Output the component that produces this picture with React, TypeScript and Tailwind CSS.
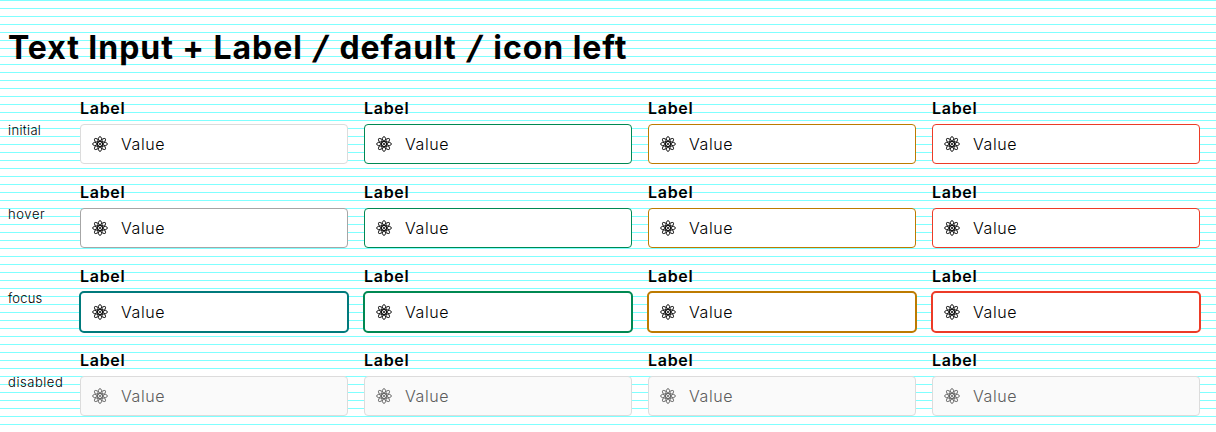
^^^^^^^^^^^^^^^^
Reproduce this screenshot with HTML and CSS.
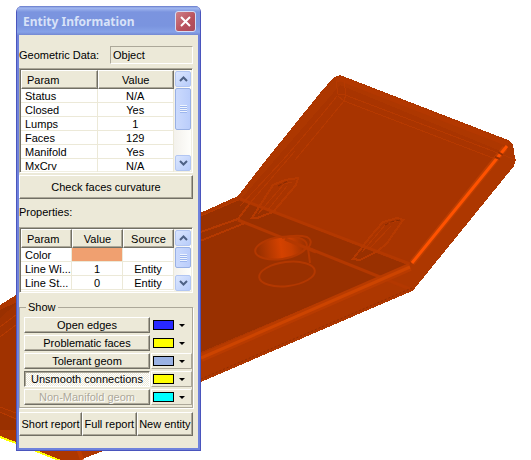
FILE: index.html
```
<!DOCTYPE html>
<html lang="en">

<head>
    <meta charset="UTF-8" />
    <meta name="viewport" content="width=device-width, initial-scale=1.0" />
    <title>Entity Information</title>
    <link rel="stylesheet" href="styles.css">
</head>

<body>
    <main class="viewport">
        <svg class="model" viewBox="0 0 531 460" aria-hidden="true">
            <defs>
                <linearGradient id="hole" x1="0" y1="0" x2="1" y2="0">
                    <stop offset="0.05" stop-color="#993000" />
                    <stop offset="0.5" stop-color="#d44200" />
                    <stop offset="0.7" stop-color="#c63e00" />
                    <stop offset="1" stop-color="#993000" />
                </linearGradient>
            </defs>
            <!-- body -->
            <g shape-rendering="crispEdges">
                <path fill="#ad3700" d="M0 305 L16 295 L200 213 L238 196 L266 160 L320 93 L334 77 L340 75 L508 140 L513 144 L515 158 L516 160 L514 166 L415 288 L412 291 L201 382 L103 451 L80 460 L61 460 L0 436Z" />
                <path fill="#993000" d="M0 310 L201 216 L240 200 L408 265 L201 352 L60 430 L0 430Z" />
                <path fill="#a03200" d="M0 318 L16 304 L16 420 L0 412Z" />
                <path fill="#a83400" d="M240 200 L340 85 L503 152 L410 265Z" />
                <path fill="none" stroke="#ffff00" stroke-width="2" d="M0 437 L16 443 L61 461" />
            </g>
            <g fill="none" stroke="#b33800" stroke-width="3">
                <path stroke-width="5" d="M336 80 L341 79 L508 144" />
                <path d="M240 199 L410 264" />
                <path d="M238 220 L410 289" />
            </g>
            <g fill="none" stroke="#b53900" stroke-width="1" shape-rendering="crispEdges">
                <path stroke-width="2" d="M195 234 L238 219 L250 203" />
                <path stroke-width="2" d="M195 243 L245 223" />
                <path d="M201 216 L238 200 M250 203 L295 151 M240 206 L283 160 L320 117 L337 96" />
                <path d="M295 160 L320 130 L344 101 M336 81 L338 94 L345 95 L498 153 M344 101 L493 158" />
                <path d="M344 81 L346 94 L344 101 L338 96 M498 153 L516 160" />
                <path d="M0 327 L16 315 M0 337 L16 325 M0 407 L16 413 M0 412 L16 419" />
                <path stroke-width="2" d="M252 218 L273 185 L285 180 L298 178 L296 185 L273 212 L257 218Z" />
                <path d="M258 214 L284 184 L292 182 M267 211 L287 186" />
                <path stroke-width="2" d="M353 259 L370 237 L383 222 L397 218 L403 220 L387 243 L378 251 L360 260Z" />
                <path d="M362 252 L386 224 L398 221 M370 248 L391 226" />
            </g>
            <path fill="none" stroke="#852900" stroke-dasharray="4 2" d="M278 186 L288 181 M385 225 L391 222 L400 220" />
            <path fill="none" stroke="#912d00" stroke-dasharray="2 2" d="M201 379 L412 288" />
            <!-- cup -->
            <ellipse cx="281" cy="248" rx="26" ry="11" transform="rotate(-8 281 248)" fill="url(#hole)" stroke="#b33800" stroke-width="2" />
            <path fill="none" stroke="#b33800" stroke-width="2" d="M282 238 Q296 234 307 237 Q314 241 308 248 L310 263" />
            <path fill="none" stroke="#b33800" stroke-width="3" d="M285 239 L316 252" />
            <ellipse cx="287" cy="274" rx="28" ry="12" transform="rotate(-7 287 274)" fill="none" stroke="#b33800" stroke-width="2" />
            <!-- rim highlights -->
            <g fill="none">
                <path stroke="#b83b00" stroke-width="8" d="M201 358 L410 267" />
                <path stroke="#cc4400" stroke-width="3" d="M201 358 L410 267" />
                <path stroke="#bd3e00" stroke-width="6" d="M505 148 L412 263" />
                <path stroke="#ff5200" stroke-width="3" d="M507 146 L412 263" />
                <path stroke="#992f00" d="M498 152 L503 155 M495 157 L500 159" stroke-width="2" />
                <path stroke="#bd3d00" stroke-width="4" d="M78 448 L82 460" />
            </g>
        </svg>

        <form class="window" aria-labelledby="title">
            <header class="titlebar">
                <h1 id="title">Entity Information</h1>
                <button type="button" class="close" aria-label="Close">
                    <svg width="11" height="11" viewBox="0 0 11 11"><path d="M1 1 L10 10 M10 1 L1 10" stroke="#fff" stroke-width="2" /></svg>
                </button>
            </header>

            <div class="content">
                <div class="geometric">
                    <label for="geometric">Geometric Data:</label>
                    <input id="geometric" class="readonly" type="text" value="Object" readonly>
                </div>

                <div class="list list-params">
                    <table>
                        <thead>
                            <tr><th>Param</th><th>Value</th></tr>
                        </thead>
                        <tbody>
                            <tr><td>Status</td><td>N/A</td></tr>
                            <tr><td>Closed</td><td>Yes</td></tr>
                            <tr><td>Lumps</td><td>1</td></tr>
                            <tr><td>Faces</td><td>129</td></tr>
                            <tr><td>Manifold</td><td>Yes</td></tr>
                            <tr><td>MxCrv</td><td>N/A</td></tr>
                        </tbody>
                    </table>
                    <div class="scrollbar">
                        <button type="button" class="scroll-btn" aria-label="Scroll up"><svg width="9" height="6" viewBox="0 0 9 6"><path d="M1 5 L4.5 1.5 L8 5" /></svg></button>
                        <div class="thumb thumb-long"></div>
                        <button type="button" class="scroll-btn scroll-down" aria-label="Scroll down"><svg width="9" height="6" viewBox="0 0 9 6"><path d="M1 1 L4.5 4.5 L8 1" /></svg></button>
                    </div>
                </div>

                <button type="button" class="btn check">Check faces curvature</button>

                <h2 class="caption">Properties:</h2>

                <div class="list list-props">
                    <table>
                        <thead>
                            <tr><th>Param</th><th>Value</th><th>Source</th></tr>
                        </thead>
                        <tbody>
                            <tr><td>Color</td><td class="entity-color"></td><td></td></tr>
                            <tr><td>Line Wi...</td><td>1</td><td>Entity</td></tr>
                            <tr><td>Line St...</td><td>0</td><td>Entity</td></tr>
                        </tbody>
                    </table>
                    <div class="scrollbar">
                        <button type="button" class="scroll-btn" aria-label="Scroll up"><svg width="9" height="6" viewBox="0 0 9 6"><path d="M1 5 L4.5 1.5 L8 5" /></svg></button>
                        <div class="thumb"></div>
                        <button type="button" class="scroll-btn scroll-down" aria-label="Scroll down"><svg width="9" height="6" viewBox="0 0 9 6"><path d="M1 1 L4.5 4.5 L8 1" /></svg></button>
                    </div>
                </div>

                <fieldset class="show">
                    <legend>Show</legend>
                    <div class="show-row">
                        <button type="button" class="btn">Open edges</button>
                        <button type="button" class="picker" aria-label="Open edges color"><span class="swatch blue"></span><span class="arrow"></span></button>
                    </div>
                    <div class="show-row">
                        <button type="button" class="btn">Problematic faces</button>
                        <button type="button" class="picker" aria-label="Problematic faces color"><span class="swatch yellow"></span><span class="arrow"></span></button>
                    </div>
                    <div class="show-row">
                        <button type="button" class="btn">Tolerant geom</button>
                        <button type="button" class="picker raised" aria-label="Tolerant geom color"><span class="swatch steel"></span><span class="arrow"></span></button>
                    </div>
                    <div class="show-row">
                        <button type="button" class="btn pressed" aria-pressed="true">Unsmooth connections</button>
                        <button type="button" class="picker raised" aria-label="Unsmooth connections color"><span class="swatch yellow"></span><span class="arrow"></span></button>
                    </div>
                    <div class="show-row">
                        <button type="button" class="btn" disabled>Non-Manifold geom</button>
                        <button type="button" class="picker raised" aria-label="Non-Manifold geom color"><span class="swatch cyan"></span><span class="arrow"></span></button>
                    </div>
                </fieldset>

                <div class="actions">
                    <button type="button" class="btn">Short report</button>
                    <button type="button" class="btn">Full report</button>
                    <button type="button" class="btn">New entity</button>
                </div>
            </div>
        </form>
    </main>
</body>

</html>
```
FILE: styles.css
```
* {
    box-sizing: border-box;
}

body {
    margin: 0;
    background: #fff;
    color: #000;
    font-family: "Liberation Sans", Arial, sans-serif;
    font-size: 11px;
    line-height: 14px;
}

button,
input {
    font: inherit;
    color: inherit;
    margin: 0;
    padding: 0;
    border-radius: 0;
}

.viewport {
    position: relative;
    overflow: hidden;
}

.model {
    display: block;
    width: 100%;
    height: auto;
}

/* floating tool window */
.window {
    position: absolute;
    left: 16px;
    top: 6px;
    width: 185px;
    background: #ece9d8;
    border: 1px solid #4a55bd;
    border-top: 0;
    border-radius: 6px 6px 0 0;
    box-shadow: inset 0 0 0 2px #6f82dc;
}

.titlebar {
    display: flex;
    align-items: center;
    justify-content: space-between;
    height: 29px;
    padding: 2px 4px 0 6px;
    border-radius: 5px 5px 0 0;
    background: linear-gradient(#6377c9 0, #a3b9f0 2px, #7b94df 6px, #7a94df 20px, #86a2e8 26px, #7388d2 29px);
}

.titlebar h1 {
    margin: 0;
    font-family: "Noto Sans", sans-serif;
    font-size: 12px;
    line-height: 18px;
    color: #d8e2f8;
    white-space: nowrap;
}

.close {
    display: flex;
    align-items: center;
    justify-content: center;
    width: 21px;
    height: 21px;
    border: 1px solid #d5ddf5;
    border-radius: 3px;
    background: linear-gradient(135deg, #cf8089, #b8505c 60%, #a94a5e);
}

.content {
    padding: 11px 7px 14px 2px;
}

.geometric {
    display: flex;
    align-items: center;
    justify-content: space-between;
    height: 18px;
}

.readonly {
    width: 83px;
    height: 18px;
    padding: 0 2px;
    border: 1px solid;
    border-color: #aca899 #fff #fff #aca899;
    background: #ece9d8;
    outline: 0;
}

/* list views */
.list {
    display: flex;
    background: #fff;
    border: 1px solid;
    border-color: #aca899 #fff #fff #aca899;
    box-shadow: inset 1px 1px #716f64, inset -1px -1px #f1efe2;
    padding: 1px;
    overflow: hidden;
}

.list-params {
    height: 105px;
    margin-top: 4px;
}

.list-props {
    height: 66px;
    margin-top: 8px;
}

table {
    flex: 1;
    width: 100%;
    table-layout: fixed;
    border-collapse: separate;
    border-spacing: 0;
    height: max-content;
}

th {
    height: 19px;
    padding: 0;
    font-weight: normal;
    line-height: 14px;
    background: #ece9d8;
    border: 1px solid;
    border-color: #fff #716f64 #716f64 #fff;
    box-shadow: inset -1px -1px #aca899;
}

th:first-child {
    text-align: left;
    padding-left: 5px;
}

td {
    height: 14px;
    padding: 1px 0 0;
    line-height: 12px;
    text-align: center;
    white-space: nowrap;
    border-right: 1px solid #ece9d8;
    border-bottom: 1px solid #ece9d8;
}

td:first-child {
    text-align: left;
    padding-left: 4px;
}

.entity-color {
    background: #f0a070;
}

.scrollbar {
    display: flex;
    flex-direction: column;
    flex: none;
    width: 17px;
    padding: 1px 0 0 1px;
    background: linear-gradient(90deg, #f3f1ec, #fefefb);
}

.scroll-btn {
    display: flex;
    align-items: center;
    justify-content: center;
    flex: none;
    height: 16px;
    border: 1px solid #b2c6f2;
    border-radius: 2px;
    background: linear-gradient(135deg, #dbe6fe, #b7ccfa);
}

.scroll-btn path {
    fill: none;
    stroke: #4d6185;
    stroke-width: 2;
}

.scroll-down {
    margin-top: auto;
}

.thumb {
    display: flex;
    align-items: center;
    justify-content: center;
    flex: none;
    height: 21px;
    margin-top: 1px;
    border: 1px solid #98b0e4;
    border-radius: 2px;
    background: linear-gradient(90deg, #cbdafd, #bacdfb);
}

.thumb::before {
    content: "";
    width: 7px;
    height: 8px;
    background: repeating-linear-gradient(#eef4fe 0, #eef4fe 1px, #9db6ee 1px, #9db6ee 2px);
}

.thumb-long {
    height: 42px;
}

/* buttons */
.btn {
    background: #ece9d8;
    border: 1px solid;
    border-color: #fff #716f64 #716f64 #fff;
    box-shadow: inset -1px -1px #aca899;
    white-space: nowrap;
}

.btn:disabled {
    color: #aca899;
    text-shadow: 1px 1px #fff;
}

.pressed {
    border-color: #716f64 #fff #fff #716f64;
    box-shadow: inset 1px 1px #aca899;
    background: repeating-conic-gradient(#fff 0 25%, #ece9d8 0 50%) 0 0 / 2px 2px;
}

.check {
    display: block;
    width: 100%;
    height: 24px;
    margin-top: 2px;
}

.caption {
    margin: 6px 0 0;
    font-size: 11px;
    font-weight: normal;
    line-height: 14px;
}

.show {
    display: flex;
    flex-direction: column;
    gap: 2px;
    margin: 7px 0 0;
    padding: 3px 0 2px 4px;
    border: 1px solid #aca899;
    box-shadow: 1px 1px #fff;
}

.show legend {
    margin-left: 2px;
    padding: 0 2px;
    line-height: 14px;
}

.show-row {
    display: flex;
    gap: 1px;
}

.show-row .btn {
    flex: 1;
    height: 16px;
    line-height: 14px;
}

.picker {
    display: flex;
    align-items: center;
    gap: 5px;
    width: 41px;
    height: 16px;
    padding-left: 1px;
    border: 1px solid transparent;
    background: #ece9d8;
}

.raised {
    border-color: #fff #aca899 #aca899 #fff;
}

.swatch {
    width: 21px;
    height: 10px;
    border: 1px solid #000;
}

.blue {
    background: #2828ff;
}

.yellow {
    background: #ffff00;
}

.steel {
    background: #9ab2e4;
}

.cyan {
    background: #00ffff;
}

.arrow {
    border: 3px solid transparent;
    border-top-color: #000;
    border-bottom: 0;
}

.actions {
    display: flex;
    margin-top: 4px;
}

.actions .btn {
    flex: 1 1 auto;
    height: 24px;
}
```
^^^^^^^^^^^^^^^^
> [GIVEN TASK]: Pick out every line above that contains the word "with" and copy it.

> [COMPLETED EXERCISE]:
Output the component that produces this picture with React, TypeScript and Tailwind CSS.
Reproduce this screenshot with HTML and CSS.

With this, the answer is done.